→ **Requirements**:
Exactly repeat the material, dropping every picture from the copy.

-- begin --

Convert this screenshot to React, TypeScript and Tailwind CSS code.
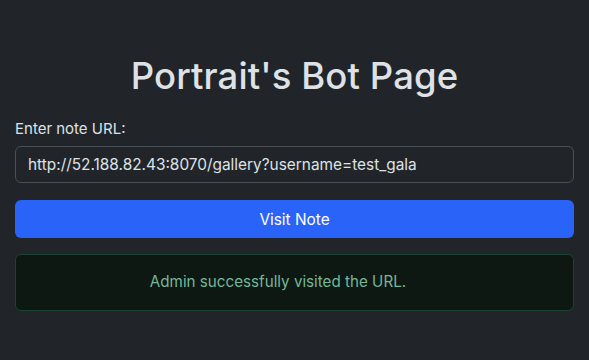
import React, { useState } from 'react';

const App: React.FC = () => {
  const [url, setUrl] = useState('http://52.188.82.43:8070/gallery?username=test_gala');

  return (
    <div className="min-h-screen bg-[#212529] text-[#dee2e6] font-['Inter','Liberation_Sans',sans-serif]">
      <div className="px-[15px] pt-[55px]">
        <h1 className="text-center text-[36.5px] font-medium leading-[1.2] tracking-[0.1px] mb-[19px]">Portrait's Bot Page</h1>

        <label className="block text-[15px] leading-[1.5] mb-[6px]">Enter note URL:</label>
        <input
          value={url}
          onChange={(e) => setUrl(e.target.value)}
          className="block w-full h-[37px] px-[12px] text-[15.4px] bg-[#212529] text-[#dee2e6] border border-[#495057] rounded-[6px] outline-none"
        />

        <button className="mt-[17px] w-full h-[38px] bg-[#2a63f7] text-white text-[15.4px] rounded-[6px]">
          Visit Note
        </button>

        {/* status */}
        <div className="mt-[16px] h-[57px] flex items-center justify-center pr-[33px] bg-[#0e1813] border border-[#1b4430] rounded-[6px] text-[15.2px] text-[#75b798]">
          Admin successfully visited the URL.
        </div>
      </div>
    </div>
  );
};

export default App;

-- end --

→ **Correct answer**:
Convert this screenshot to React, TypeScript and Tailwind CSS code.
import React, { useState } from 'react';

const App: React.FC = () => {
  const [url, setUrl] = useState('http://52.188.82.43:8070/gallery?username=test_gala');

  return (
    <div className="min-h-screen bg-[#212529] text-[#dee2e6] font-['Inter','Liberation_Sans',sans-serif]">
      <div className="px-[15px] pt-[55px]">
        <h1 className="text-center text-[36.5px] font-medium leading-[1.2] tracking-[0.1px] mb-[19px]">Portrait's Bot Page</h1>

        <label className="block text-[15px] leading-[1.5] mb-[6px]">Enter note URL:</label>
        <input
          value={url}
          onChange={(e) => setUrl(e.target.value)}
          className="block w-full h-[37px] px-[12px] text-[15.4px] bg-[#212529] text-[#dee2e6] border border-[#495057] rounded-[6px] outline-none"
        />

        <button className="mt-[17px] w-full h-[38px] bg-[#2a63f7] text-white text-[15.4px] rounded-[6px]">
          Visit Note
        </button>

        {/* status */}
        <div className="mt-[16px] h-[57px] flex items-center justify-center pr-[33px] bg-[#0e1813] border border-[#1b4430] rounded-[6px] text-[15.2px] text-[#75b798]">
          Admin successfully visited the URL.
        </div>
      </div>
    </div>
  );
};

export default App;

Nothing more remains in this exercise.